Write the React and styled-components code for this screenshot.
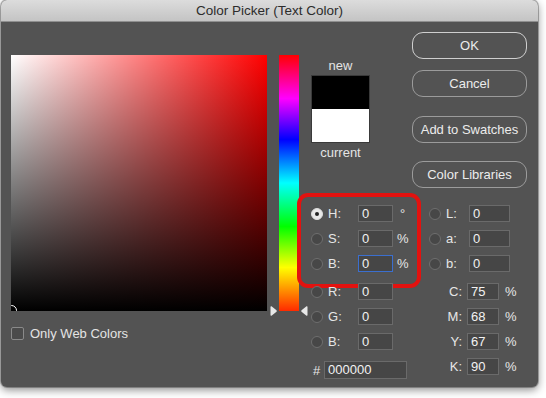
import React from 'react';
import styled, { createGlobalStyle } from 'styled-components';

const GlobalStyle = createGlobalStyle`
  html, body {
    margin: 0;
    padding: 0;
    background: #ffffff;
  }
  body {
    font-family: "Liberation Sans", Arial, sans-serif;
    font-size: 13px;
  }
`;

const Stage = styled.div`
  width: 546px;
  height: 398px;
  padding: 0 0 0 1px;
  box-sizing: border-box;
`;

const Window = styled.div`
  width: 537px;
  height: 387px;
  background: #535353;
  border-radius: 6px;
  overflow: hidden;
  box-shadow: 0 3px 8px rgba(0, 0, 0, 0.45), 0 0 0 1px rgba(0, 0, 0, 0.25);
  display: flex;
  flex-direction: column;
`;

const TitleBar = styled.div`
  height: 21px;
  flex: none;
  background: linear-gradient(to bottom, #dcdcdc, #c4c4c4);
  border-bottom: 1px solid #8f8f8f;
  color: #2c2c2c;
  font-size: 13.5px;
  line-height: 21px;
  text-align: center;
`;

const Body = styled.div`
  flex: 1;
  display: flex;
`;

const LeftPane = styled.div`
  padding: 33px 0 0 10px;
  display: flex;
  flex-direction: column;
`;

const PickerRow = styled.div`
  display: flex;
  gap: 12px;
`;

const Field = styled.div`
  position: relative;
  width: 256px;
  height: 256px;
  overflow: hidden;
  background: linear-gradient(to top, #000 0%, rgba(0, 0, 0, 0) 100%),
    linear-gradient(to right, #ffffff 0%, #ff0000 100%);
`;

const FieldMarker = styled.span`
  position: absolute;
  left: -5px;
  bottom: -5px;
  width: 9px;
  height: 9px;
  border: 1px solid #ffffff;
  border-radius: 50%;
`;

const HueWrap = styled.div`
  position: relative;
  width: 20px;
  height: 256px;
`;

const HueBar = styled.div`
  width: 20px;
  height: 256px;
  background: linear-gradient(
    to bottom,
    #ff0000 0%,
    #ff00ff 17%,
    #0000ff 33%,
    #00ffff 50%,
    #00ff00 67%,
    #ffff00 83%,
    #ff2a00 100%
  );
`;

const HueArrow = styled.svg`
  position: absolute;
  bottom: -5px;
  ${(p) => (p.$side === 'left' ? 'left: -9px;' : 'right: -9px;')}
  width: 7px;
  height: 10px;
`;

const CheckRow = styled.label`
  display: flex;
  align-items: center;
  gap: 6px;
  margin-top: 15px;
  color: #e4e4e4;
  font-size: 13px;
`;

const CheckBox = styled.span`
  width: 11px;
  height: 11px;
  border: 1px solid #8a8a8a;
  border-radius: 2px;
  background: #4b4b4b;
`;

const RightPane = styled.div`
  padding: 10px 0 0 12px;
  display: flex;
  flex-direction: column;
`;

const TopRow = styled.div`
  display: flex;
  align-items: flex-start;
`;

const SwatchCol = styled.div`
  width: 59px;
  margin-top: 27px;
  display: flex;
  flex-direction: column;
  align-items: center;
  color: #e4e4e4;
  font-size: 13px;
  line-height: 14px;
`;

const Swatch = styled.div`
  width: 59px;
  height: 68px;
  box-sizing: border-box;
  border: 1px solid #3a3a3a;
  background: linear-gradient(to bottom, #000 0%, #000 50%, #fff 50%, #fff 100%);
  margin: 2px 0 3px;
`;

const ButtonCol = styled.div`
  margin-left: 42px;
  display: flex;
  flex-direction: column;
`;

const Button = styled.button`
  width: 115px;
  height: 27px;
  margin-top: ${(p) => p.$gap || 0}px;
  border-radius: 11px;
  border: 1px solid ${(p) => (p.$primary ? '#cfcfcf' : '#9b9b9b')};
  background: transparent;
  color: #ececec;
  font-family: "Liberation Sans", Arial, sans-serif;
  font-size: 13px;
  padding: 0;
`;

const Fields = styled.div`
  margin-top: 17px;
  display: grid;
  grid-template-columns: 107px auto;
  column-gap: 11px;
`;

const Column = styled.div`
  display: flex;
  flex-direction: column;
  gap: 11px;
`;

const Group = styled.div`
  position: relative;
  display: flex;
  flex-direction: column;
  gap: 8px;

  ${(p) =>
    p.$highlight &&
    `
    &::after {
      content: '';
      position: absolute;
      left: -14px;
      right: -3px;
      top: -12px;
      bottom: -16px;
      border: 4px solid #e3120f;
      border-radius: 11px;
      pointer-events: none;
    }
  `}
`;

const Row = styled.div`
  display: flex;
  align-items: center;
  height: 17px;
  color: #e6e6e6;
  font-size: 13px;
`;

const Radio = styled.span`
  width: 12px;
  height: 12px;
  box-sizing: border-box;
  border-radius: 50%;
  flex: none;
  margin-right: 5px;
  border: 1px solid ${(p) => (p.$on ? '#dcdcdc' : '#6e6e6e')};
  background: ${(p) => (p.$on ? '#e8e8e8' : '#474747')};
  display: flex;
  align-items: center;
  justify-content: center;

  &::after {
    content: '';
    display: ${(p) => (p.$on ? 'block' : 'none')};
    width: 4px;
    height: 4px;
    border-radius: 50%;
    background: #222;
  }
`;

const Label = styled.span`
  width: ${(p) => p.$w}px;
  flex: none;
  text-align: ${(p) => (p.$right ? 'right' : 'left')};
  padding-right: ${(p) => (p.$right ? 5 : 0)}px;
  box-sizing: border-box;
`;

const Input = styled.div`
  width: ${(p) => p.$w}px;
  height: ${(p) => p.$h || 17}px;
  box-sizing: border-box;
  flex: none;
  background: #464646;
  border: 1px solid ${(p) => (p.$focus ? '#3b6fcf' : '#6a6a6a')};
  color: #f2f2f2;
  font-size: 13px;
  line-height: ${(p) => (p.$h || 17) - 2}px;
  padding-left: 3px;
`;

const Unit = styled.span`
  margin-left: ${(p) => p.$gap || 5}px;
`;

const HexRow = styled(Row)`
  height: 18px;
`;

const Hash = styled.span`
  width: 13px;
  padding-left: 2px;
  box-sizing: border-box;
  flex: none;
`;

const hsb = [
  { k: 'H', v: '0', u: '°', on: true },
  { k: 'S', v: '0', u: '%' },
  { k: 'B', v: '0', u: '%', focus: true },
];
const rgb = [
  { k: 'R', v: '0' },
  { k: 'G', v: '0' },
  { k: 'B', v: '0' },
];
const lab = [
  { k: 'L', v: '0' },
  { k: 'a', v: '0' },
  { k: 'b', v: '0' },
];
const cmyk = [
  { k: 'C', v: '75' },
  { k: 'M', v: '68' },
  { k: 'Y', v: '67' },
  { k: 'K', v: '90' },
];

const Arrow = ({ side }) => (
  <HueArrow $side={side} viewBox="0 0 7 10">
    {side === 'left' ? (
      <path d="M0.5 1 Q0.5 0 1.5 0.3 L6.5 4.3 Q7 5 6.5 5.7 L1.5 9.7 Q0.5 10 0.5 9 Z" fill="#e8e8e8" />
    ) : (
      <path d="M6.5 1 Q6.5 0 5.5 0.3 L0.5 4.3 Q0 5 0.5 5.7 L5.5 9.7 Q6.5 10 6.5 9 Z" fill="#e8e8e8" />
    )}
  </HueArrow>
);

export default function App() {
  return (
    <Stage>
      <GlobalStyle />
      <Window>
        <TitleBar>Color Picker (Text Color)</TitleBar>
        <Body>
          <LeftPane>
            <PickerRow>
              <Field>
                <FieldMarker />
              </Field>
              <HueWrap>
                <HueBar />
                <Arrow side="left" />
                <Arrow side="right" />
              </HueWrap>
            </PickerRow>
            <CheckRow>
              <CheckBox />
              Only Web Colors
            </CheckRow>
          </LeftPane>

          <RightPane>
            <TopRow>
              <SwatchCol>
                new
                <Swatch />
                current
              </SwatchCol>
              <ButtonCol>
                <Button $primary>OK</Button>
                <Button $gap={11}>Cancel</Button>
                <Button $gap={19}>Add to Swatches</Button>
                <Button $gap={18}>Color Libraries</Button>
              </ButtonCol>
            </TopRow>

            <Fields>
              <Column>
                <Group $highlight>
                  {hsb.map((r) => (
                    <Row key={r.k}>
                      <Radio $on={r.on} />
                      <Label $w={30}>{r.k}:</Label>
                      <Input $w={35} $focus={r.focus}>{r.v}</Input>
                      <Unit $gap={r.u === '°' ? 7 : 4}>{r.u}</Unit>
                    </Row>
                  ))}
                </Group>
                <Group>
                  {rgb.map((r, i) => (
                    <Row key={r.k + i}>
                      <Radio />
                      <Label $w={30}>{r.k}:</Label>
                      <Input $w={35}>{r.v}</Input>
                    </Row>
                  ))}
                </Group>
                <HexRow>
                  <Hash>#</Hash>
                  <Input $w={83} $h={18}>000000</Input>
                </HexRow>
              </Column>

              <Column>
                <Group>
                  {lab.map((r) => (
                    <Row key={r.k}>
                      <Radio />
                      <Label $w={23}>{r.k}:</Label>
                      <Input $w={41}>{r.v}</Input>
                    </Row>
                  ))}
                </Group>
                <Group>
                  {cmyk.map((r) => (
                    <Row key={r.k}>
                      <Label $w={38} $right>{r.k}:</Label>
                      <Input $w={32}>{r.v}</Input>
                      <Unit $gap={6}>%</Unit>
                    </Row>
                  ))}
                </Group>
              </Column>
            </Fields>
          </RightPane>
        </Body>
      </Window>
    </Stage>
  );
}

------------------------------------------------

(Task details): In the listing above, locate each line with "React" and copy it.

(Task answer):
Write the React and styled-components code for this screenshot.
import React from 'react';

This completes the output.